Shen created her four-minute podcast as part of the Science Communication Program's multimedia course in spring 2012. It accompanies her feature story in Science Notes 2012, for which Shen interviewed UC Berkeley researchers who study the courtship dances of male jumping spiders.

The podcast explores the innovative tools used by the scientists to capture the vibrations made by the spiders' bodies, including a laser vibrometer and a disk of stretched pantyhose.
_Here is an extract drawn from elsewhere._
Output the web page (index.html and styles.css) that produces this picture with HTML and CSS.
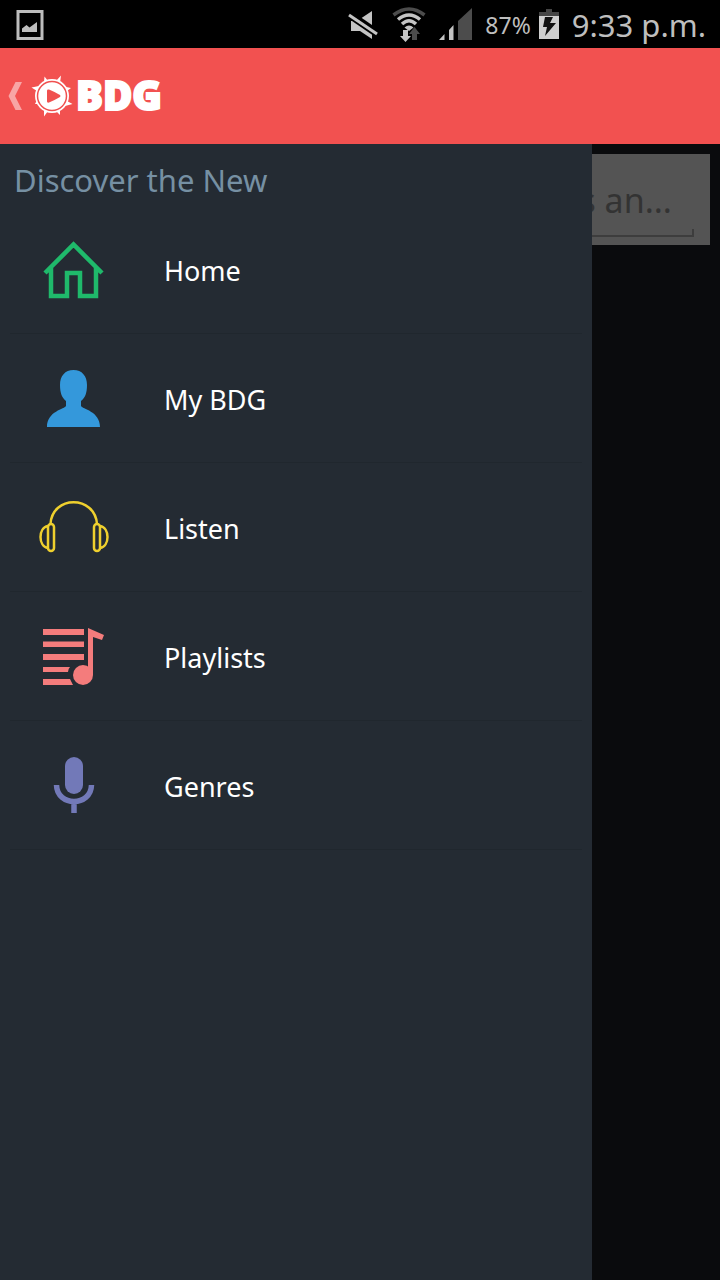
FILE: index.html
```html
<!DOCTYPE html>
<html lang="en">
<head>
<meta charset="utf-8">
<meta name="viewport" content="width=device-width, initial-scale=1">
<title>BDG</title>
<link rel="stylesheet" href="styles.css">
</head>
<body>
<div class="statusbar">
  <svg class="shot" width="28" height="32" viewBox="0 0 28 32"><path d="M2 3.500H26V30.500H2Z" fill="none" stroke="#bdbdbd" stroke-width="3"/><path d="M6 24V20.500L10.500 17L13.500 19.500L21 14V24Z" fill="#bdbdbd"/></svg>
  <div class="signals">
    <svg width="32" height="32" viewBox="0 0 32 32"><path d="M3 13H9L24 3V31L12 23H3Z" fill="#c4c4c4"/><path d="M1 6L30 26" stroke="#000" stroke-width="8"/><path d="M1 7L29 26" stroke="#c4c4c4" stroke-width="3"/></svg>
    <svg class="wifi" width="34" height="36" viewBox="0 0 34 36"><g fill="none" stroke-width="3.500"><path d="M1.500 9Q17-3 32.500 9" stroke="#4c4c4c"/><path d="M6 13.500Q17 4.500 28 13.500M10 18Q17 11.500 24 18" stroke="#c4c4c4"/></g><path d="M12.500 21.500Q17 17.500 21.500 21.500L17 25Z" fill="#c4c4c4"/><path d="M11 24H16V30H19L13.500 36L8 30H11Z" fill="#c4c4c4"/><path d="M20 34H25V28H28L22.500 21L17 28H20Z" fill="#4c4c4c"/></svg>
    <svg class="cell" width="34" height="34" viewBox="0 0 34 34"><path d="M1 33L6.500 27V33ZM11 23L15.500 18V33H11Z" fill="#c4c4c4"/><path d="M20 14L34 1V33H20Z" fill="#4c4c4c"/></svg>
    <span class="percent">87%</span>
    <svg class="battery" width="20" height="32" viewBox="0 0 20 32"><path d="M7 1H13V4H20V8H0V4H7Z" fill="#454545"/><path d="M0 8H20V31H0Z" fill="#cfcfcf"/><path d="M6 9H14L11 15H17L6 28L8 19H4Z" fill="#111"/></svg>
    <span class="time">9:33 p.m.</span>
  </div>
</div>
<header class="appbar">
  <button class="brand" aria-label="Back">
    <svg width="180" height="60" viewBox="0 -8 180 60"><path d="M15.500 8H22L15 22L22 36H15.500L8.500 22Z" fill="#f8a5a5"/>
      <g transform="translate(52 22)"><path d="M-7.500-19.500L-4-15L-8-14ZM9-20.500L8-13L4-15ZM19-8L15-5L14-9ZM20.500 8L13 10L15 5ZM8 19L4 15L8 14ZM-8 20.500L-8 13L-4 15ZM-17 8L-15 4L-13 8ZM-20.500-8.500L-13-10L-15-5Z" fill="#fff"/><circle r="17" fill="#fff"/><circle r="14.500" fill="none" stroke="#f0504f" stroke-width="1.500"/><path d="M-5-5.500Q-5-7-3-6.500Q3-4 8-1Q9 0 8 1Q3 4-3 6.500Q-5 7-5 5.500Z" fill="#f0504f"/></g>
      <text class="wordmark" x="76" y="36">BDG</text></svg>
  </button>
</header>
<main class="stage">
  <div class="search"><input class="search-input" type="text" aria-label="Search" placeholder="s an..."></div>
  <nav class="drawer">
    <h1 class="title">Discover the New</h1>
    <ul class="menu">
      <li><a class="item" href="#"><svg class="icon" viewBox="0 0 90 80"><path d="M15 42L43.500 13.500L72 42M21 37V65H37V42H50V65H66V37" fill="none" stroke="#1fb96b" stroke-width="4.500"/></svg>Home</a></li>
      <li><a class="item" href="#"><svg class="icon" viewBox="0 0 90 80"><path d="M43.500 10C52 10 57 16 57 25C57 33 55 38 51 41V46C52 49 70 51 70 67H17C17 51 35 49 36 46V41C32 38 30 33 30 25C30 16 35 10 43.500 10Z" fill="#3498db"/></svg>My BDG</a></li>
      <li><a class="item" href="#"><svg class="icon" viewBox="0 0 90 80"><g fill="none" stroke="#efd02e" stroke-width="2.500"><path d="M20.500 35C22 6 65 6 67 35"/><rect x="18" y="35" width="6" height="27" rx="3"/><rect x="64" y="35" width="6" height="27" rx="3"/><path d="M18 37C8 39 8 57 18 59M70 37C80 39 80 57 70 59"/></g></svg>Listen</a></li>
      <li><a class="item" href="#"><svg class="icon" viewBox="0 0 90 80"><path d="M13 11H54V17H13ZM13 23.500H54V29H13ZM13 36H54V42H13ZM13 49H40Q38 51 38 54H13ZM13 61H40L43 67H13Z" fill="#f47c7c"/><path d="M58 10L74 17L72 22L63 19V57H58Z" fill="#f47c7c"/><circle cx="53" cy="57" r="10" fill="#f47c7c"/></svg>Playlists</a></li>
      <li><a class="item" href="#"><svg class="icon" viewBox="0 0 90 80"><rect x="35" y="10" width="18" height="37" rx="9" fill="#7279b8"/><path d="M26.500 38C27 60 61 60 61.500 38M44 55V66" fill="none" stroke="#7279b8" stroke-width="5.500"/></svg>Genres</a></li>
    </ul>
  </nav>
</main>
</body>
</html>
```
FILE: styles.css
```css
* { box-sizing: border-box; }
body {
  margin: 0;
  min-height: 100vh;
  display: flex;
  flex-direction: column;
  background: #0a0b0d;
  font-family: "Noto Sans", sans-serif;
}
.statusbar {
  height: 48px;
  padding: 0 14px 0 16px;
  display: flex;
  align-items: center;
  justify-content: space-between;
  background: #000;
  color: #bebebe;
}
.signals { display: flex; align-items: center; }
.wifi { margin-left: 12px; }
.cell { margin-left: 12px; }
.percent { margin-left: 13px; padding-top: 2px; font-size: 23px; }
.battery { margin-left: 8px; }
.time { margin-left: 13px; font-size: 31px; line-height: 48px; padding-top: 2px; }
.appbar {
  height: 96px;
  display: flex;
  align-items: center;
  background: #f25150;
}
.brand { display: flex; padding: 0; border: 0; background: none; }
.wordmark {
  font: 800 40px "Open Sans", sans-serif;
  fill: #fff;
  stroke: #fff;
  stroke-width: 2px;
}
.stage { position: relative; flex: 1; padding: 10px; }
.search {
  height: 91px;
  padding: 10px 16px 8px;
  background: #545454;
}
.search-input {
  display: block;
  width: 100%;
  height: 73px;
  padding: 0 22px 2px 0;
  border: 0;
  outline: 0;
  text-align: right;
  font: 34px "Noto Sans", sans-serif;
  color: #333;
  background:
    linear-gradient(#3d3d3d, #3d3d3d) right bottom / 100% 2px no-repeat,
    linear-gradient(#3d3d3d, #3d3d3d) right bottom / 2px 8px no-repeat;
}
.search-input::placeholder { color: #333; opacity: 1; }
.drawer {
  position: absolute;
  inset: 0 128px 0 0;
  padding: 0 10px;
  background: #242b33;
}
.title {
  margin: 0;
  padding: 14px 4px 0;
  height: 61px;
  font-size: 31px;
  line-height: 44px;
  font-weight: 400;
  color: #7690a3;
}
.menu { margin: 0; padding: 0; list-style: none; }
.item {
  height: 129px;
  padding: 3px 0 0 20px;
  display: flex;
  align-items: center;
  gap: 44px;
  border-bottom: 1px solid #20272e;
  color: #fff;
  font-size: 27px;
  text-decoration: none;
}
.icon { width: 90px; height: 80px; }
```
Shen spoke with graduate student Madeline Girard and postdoctoral researcher Patrick Kelley, who work in the laboratory of UC Berkeley behavioral ecologist Damian Elias.

The Science Studio awards were created with Kickstarter funding and a grant from the National Association of Science Writers. Among the other honorees in the 2012 collection of podcasts and videos were RadioLab, NOVA, Science Friday, and NASA's Jet Propulsion Laboratory.

Audio adviser for Shen's podcast was broadcast journalist Molly Bentley, a regular lecturer in the SciCom program. Bentley is executive producer of Big Picture Science, a weekly podcast and radio program from the SETI Institute in Mountain View.

Shen earned her Ph.D. in neuroscience from UC San Francisco before joining the Science Communication Program. After graduating, she worked as a reporting intern at The Boston Globe (Kaiser Family Foundation health reporting internship) and Nature in Washington, D.C. She is now reporting and editing for Nature from her home in the San Francisco Bay Area.